Seeking the source of the data breach

The trail could lead to any other country and could even come back to Malaysia, according to a cyber expert


The Internet protocol (IP) address in Oman linked to the breach of 46.2 million cellular phone records could just be the proxy to mask the cyber criminals’ exact whereabouts, and tracking the “digital trail” would not be easy, said experts.

Cyber criminals would use false source IP addresses or proxy servers in other countries to hide their identity or location.

Hackers would bounce their request over various proxies to confuse authorities on the source location.

Cyber security experts said the investigation into the data leak could have tracked IP addresses of other countries and not just Oman.

The cyber expert said local authorities need to verify with the related country’s security operations centres (SOCs) to identify the owner of the IP.

“The real question is, who holds the IP address? If it is tracked to Oman, they need to contact Oman’s authorities.

“But it is much more complicated. They could find that the IP belongs to a proxy server in Oman.

“The trail could lead to any other country and could even come back to Malaysia,” the cyber expert — who wants to remain anonymous — told The Malaysian Reserve.

Malaysian authorities have been on the trail for the source of 46 million stolen cellular phone users’ records leaked by a third party.

The leak, believed to be the country’s largest such breach, was sold online to interested buyers. The data was sold for one bitcoin (RM34,111.24). The records contain personal information and phone sensitive data which could be manipulated by interested parties.

The authorities are said to have identified a few potential sources of the data breach, but has not announced whether the breach was due to computer hacking or data stealing.

The IP address in Oman was a clue to the data selling, but each Internet connection from corporate servers to individual home or WiFi links at a restaurant are allocated an IP.

The computer security expert said the speed to pinpoint the breach would depend on how many countries the IP addresses would lead to.

“More IPs of other countries mean more SOCs need to be communicated to. Thus, more time will be needed,” the source added.

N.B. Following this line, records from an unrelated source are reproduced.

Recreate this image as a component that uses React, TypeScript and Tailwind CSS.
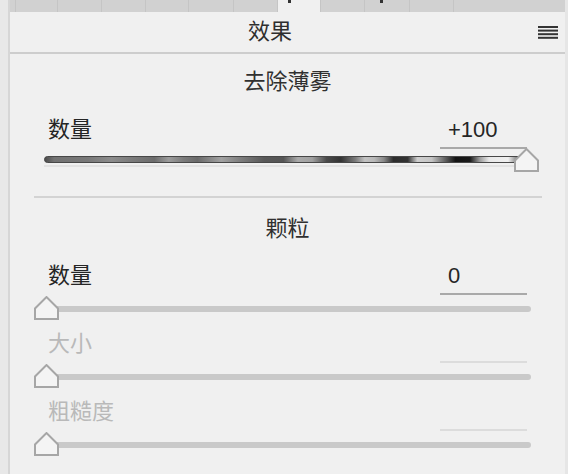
import React from "react";

const FONT = "font-['Liberation_Sans','Noto_Sans_CJK_SC',sans-serif]";

// Tab strip segments [width, active]
const TABS: { w: number; active?: boolean; mark?: boolean }[] = [
  { w: 5 },
  { w: 42 },
  { w: 44 },
  { w: 44 },
  { w: 43 },
  { w: 45 },
  { w: 44 },
  { w: 43, active: true, mark: true },
  { w: 44 },
  { w: 45, mark: true },
  { w: 44 },
  { w: 112 },
];

function Thumb({ className }: { className?: string }) {
  return (
    <svg width="25" height="24" viewBox="0 0 25 24" className={className}>
      <path
        d="M1 23V12.5L12.5 1L24 12.5V23Z"
        fill="#f4f4f4"
        stroke="#a6a6a6"
        strokeWidth="2"
      />
    </svg>
  );
}

function DehazeTrack() {
  const stops: [number, string][] = [
    [0, "#4a4a4a"],
    [0.02, "#727272"],
    [0.09, "#787878"],
    [0.14, "#8c8c8c"],
    [0.18, "#7c7c7c"],
    [0.23, "#6c6c6c"],
    [0.26, "#9c9c9c"],
    [0.29, "#7c7c7c"],
    [0.32, "#6a6a6a"],
    [0.37, "#a2a2a2"],
    [0.41, "#7e7e7e"],
    [0.46, "#585858"],
    [0.5, "#555555"],
    [0.53, "#aaaaaa"],
    [0.56, "#a0a0a0"],
    [0.59, "#4a4a4a"],
    [0.62, "#333333"],
    [0.65, "#7a7a7a"],
    [0.67, "#c2c2c2"],
    [0.69, "#b8b8b8"],
    [0.71, "#888888"],
    [0.73, "#2c2c2c"],
    [0.76, "#333333"],
    [0.78, "#cfcfcf"],
    [0.81, "#c4c4c4"],
    [0.84, "#5a5a5a"],
    [0.86, "#141414"],
    [0.89, "#1a1a1a"],
    [0.91, "#9a9a9a"],
    [0.93, "#e8e8e8"],
    [0.97, "#f0f0f0"],
    [0.99, "#777777"],
    [1, "#444444"],
  ];
  return (
    <svg width="479" height="7" viewBox="0 0 479 7" className="block">
      <defs>
        <linearGradient id="dehazeFill" x1="0" x2="1" y1="0" y2="0">
          {stops.map(([o, c]) => (
            <stop key={o} offset={o} stopColor={c} />
          ))}
        </linearGradient>
      </defs>
      <rect x="0.5" y="0.5" width="478" height="6" rx="3" fill="url(#dehazeFill)" stroke="#474747" strokeWidth="1" />
    </svg>
  );
}

function LabelRow({ label, value, disabled }: { label: string; value?: string; disabled?: boolean }) {
  return (
    <div className="flex h-[33px] items-start justify-between pl-[38px] pr-[38px]">
      <span className={`text-[22px] leading-[28px] ${disabled ? "text-[#b9b9b9]" : "text-[#252525]"}`}>{label}</span>
      <div
        className={`h-[33px] w-[87px] border-b-2 pl-[8px] text-[22px] leading-[28px] text-[#252525] ${
          disabled ? "border-[#dcdcdc]" : "border-[#a9a9a9]"
        }`}
      >
        {value}
      </div>
    </div>
  );
}

function PlainSlider() {
  return (
    <div className="relative h-[23px]">
      <div className="ml-[34px] mt-[11px] h-[6px] w-[487px] rounded-full bg-[#c9c9c9]" />
      <Thumb className="absolute left-[24px] top-[1px]" />
    </div>
  );
}

export default function App() {
  return (
    <div className={`flex h-[474px] w-[568px] overflow-hidden bg-[#f0f0f0] ${FONT}`}>
      <div className="w-[10px] shrink-0 border-r-2 border-[#d6d6d6] bg-[#e8e8e8]" />
      <div className="flex w-[555px] shrink-0 flex-col">
        {/* tab strip */}
        <div className="flex h-[12px] bg-[#d1d1d1]">
          {TABS.map((t, i) => (
            <div
              key={i}
              style={{ width: t.w }}
              className={`relative h-full ${i > 0 ? "border-l border-[#c5c5c5]" : ""} ${
                t.active ? "bg-[#f0f0f0]" : ""
              }`}
            >
              {t.mark && <div className={`absolute top-0 h-[3px] w-[3px] bg-[#333] ${t.active ? "left-[10px]" : "left-[15px]"}`} />}
            </div>
          ))}
        </div>

        {/* panel header */}
        <div className="relative flex h-[42px] items-center justify-center border-b-2 border-[#cdcdcd] pr-[35px]">
          <span className="text-[22px] leading-[28px] text-[#2e2e2e]">效果</span>
          <svg width="20" height="13" viewBox="0 0 20 13" className="absolute right-[7px] top-[14px]">
            <rect x="0" y="0" width="20" height="2" fill="#333" />
            <rect x="0" y="3.6" width="20" height="2" fill="#333" />
            <rect x="0" y="7.2" width="20" height="2" fill="#333" />
            <rect x="0" y="10.8" width="20" height="2" fill="#333" />
          </svg>
        </div>

        {/* dehaze */}
        <div className="mt-[14px] h-[28px] text-center text-[22px] leading-[28px] text-[#303030]">去除薄雾</div>
        <div className="mt-[20px]">
          <LabelRow label="数量" value="+100" />
        </div>
        <div className="relative h-[22px]">
          <div className="ml-[34px] mt-[7px] w-[479px]">
            <DehazeTrack />
          </div>
          <div className="ml-[34px] mt-[2px] h-[2px] w-[479px] bg-[#e2e2e2]" />
          <Thumb className="absolute left-[504px] top-[-1px]" />
        </div>

        <div className="ml-[24px] mt-[25px] h-[2px] w-[508px] bg-[#d3d3d3]" />

        {/* grain */}
        <div className="mt-[17px] h-[28px] text-center text-[22px] leading-[28px] text-[#303030]">颗粒</div>
        <div className="mt-[19px]">
          <LabelRow label="数量" value="0" />
        </div>
        <PlainSlider />
        <div className="mt-[12px]">
          <LabelRow label="大小" disabled />
        </div>
        <PlainSlider />
        <div className="mt-[12px]">
          <LabelRow label="粗糙度" disabled />
        </div>
        <PlainSlider />
      </div>
      <div className="flex-1 bg-[#e6e6e6]" />
    </div>
  );
}
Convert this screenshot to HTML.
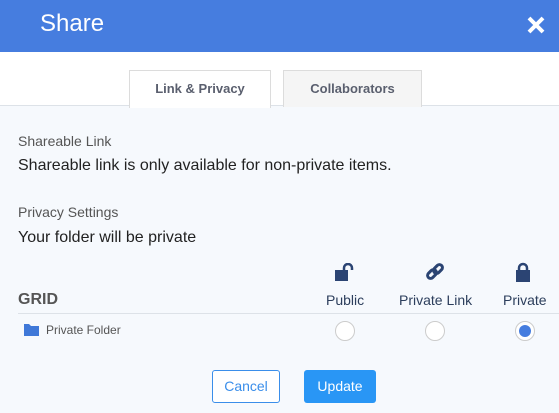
<!DOCTYPE html>
<html><head><style>
*{margin:0;padding:0;box-sizing:border-box}
body{width:559px;height:413px;overflow:hidden;font-family:"Liberation Sans",sans-serif;background:#f6f9fd;position:relative;color:#222}
.hdr{position:absolute;left:0;top:0;width:559px;height:52px;background:#467ddf;color:#fff}
.top{position:absolute;left:0;top:52px;width:559px;height:54px;background:#fff;border-bottom:1px solid #dde2e8}
.tab{position:absolute;top:70px;height:37px;border:1px solid #dcdcdc;border-bottom:none;font-weight:bold;font-size:13px;color:#5a5f6e;text-align:center;line-height:36px}
.a{position:absolute;white-space:nowrap}
.r{position:absolute;width:20px;height:20px;border-radius:50%;border:1px solid #ccc;background:#fff}
</style></head><body>
<div class="hdr"><div class="a" style="left:40px;top:10px;font-size:24px">Share</div>
<svg class="a" style="left:526px;top:15px" width="20" height="20"><path d="M3 3L17 17M17 3L3 17" stroke="#fff" stroke-width="4"/></svg></div>
<div class="top"></div>
<div class="tab" style="left:129px;width:142px;background:#fff;height:38px">Link &amp; Privacy</div>
<div class="tab" style="left:283px;width:139px;background:#f5f5f5">Collaborators</div>
<div class="a" style="left:18px;top:133px;font-size:14px;color:#555">Shareable Link</div>
<div class="a" style="left:18px;top:157px;font-size:16px">Shareable link is only available for non-private items.</div>
<div class="a" style="left:18px;top:204px;font-size:14px;color:#555">Privacy Settings</div>
<div class="a" style="left:18px;top:229px;font-size:16px">Your folder will be private</div>
<svg class="a" style="left:334px;top:263px" width="22" height="18"><rect x="1" y="7" width="13" height="11" fill="#2b4473"/><path d="M10 8V5a4 4 0 0 1 8 0v2" fill="none" stroke="#2b4473" stroke-width="2.5"/></svg>
<svg class="a" style="left:425px;top:262px" width="20" height="20"><g fill="none" stroke="#2b4473" stroke-width="3"><rect x="2" y="9" width="10" height="6" rx="3" transform="rotate(-45 7 12)"/><rect x="8" y="4" width="10" height="6" rx="3" transform="rotate(-45 13 7)"/></g></svg>
<svg class="a" style="left:515px;top:262px" width="16" height="20"><rect x="1" y="8" width="14" height="12" fill="#2b4473"/><path d="M4 9V6a4 4 0 0 1 8 0v3" fill="none" stroke="#2b4473" stroke-width="2.5"/></svg>
<div class="a" style="left:326px;top:292px;font-size:14px;color:#2c3e5c">Public</div>
<div class="a" style="left:399px;top:292px;font-size:14px;color:#2c3e5c">Private Link</div>
<div class="a" style="left:503px;top:292px;font-size:14px;color:#2c3e5c">Private</div>
<div class="a" style="left:18px;top:291px;font-size:16px;font-weight:bold;color:#555">GRID</div>
<div class="a" style="left:18px;top:313px;width:541px;height:1px;background:#dde2e8"></div>
<svg class="a" style="left:24px;top:323px" width="15" height="13"><path d="M0 1h5l2 2h8v10H0z" fill="#3f78d8"/></svg>
<div class="a" style="left:46px;top:323px;font-size:12px;color:#555">Private Folder</div>
<div class="r" style="left:335px;top:321px"></div>
<div class="r" style="left:425px;top:321px"></div>
<div class="r" style="left:515px;top:321px"><div style="position:absolute;left:3px;top:3px;width:12px;height:12px;border-radius:50%;background:#467ddf"></div></div>
<div class="a" style="left:212px;top:370px;width:68px;height:33px;border:1px solid #3a8eea;border-radius:3px;background:#fff;color:#3a8eea;font-size:14px;text-align:center;line-height:31px">Cancel</div>
<div class="a" style="left:304px;top:370px;width:72px;height:33px;border-radius:3px;background:#2996f5;color:#fff;font-size:14px;text-align:center;line-height:33px">Update</div>
</body></html>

The police, together with other related parties including the Malaysian Communications and Multimedia Commission, and CyberSecurity Malaysia, are working on a few leads.

Police had revealed that the leak believed to have occurred during the data transfer process at a telecommunications company.

“If that was the case, it can be concluded that they have reached the end of the digital breadcrumbs — or at least the trail that was in Malaysia,” the source said.

Another information technology expert said the Oman IP address could be the result of an IP spoofing. Spoofing can create a misleading IP address. Moreover, one source pointed out a technique called “The Onion Router” (TOR) network.

“TOR network is used to hide the user’s original country or IP that you browse from. For example, (once) he or she logs in to the TOR network, from Malaysia it goes to the UK, then to Holland, then reaches servers in Malaysia,” the source said.

Simply put, the TOR network is proxies on steroids, with fully dynamic IPs from one node to another until it reaches the destination. “It is going to be tough to trace. (There are) 1,001 possibilities,” the source said.

Experts also have not ruled out disgruntled employees who had resigned to be the source of the leak.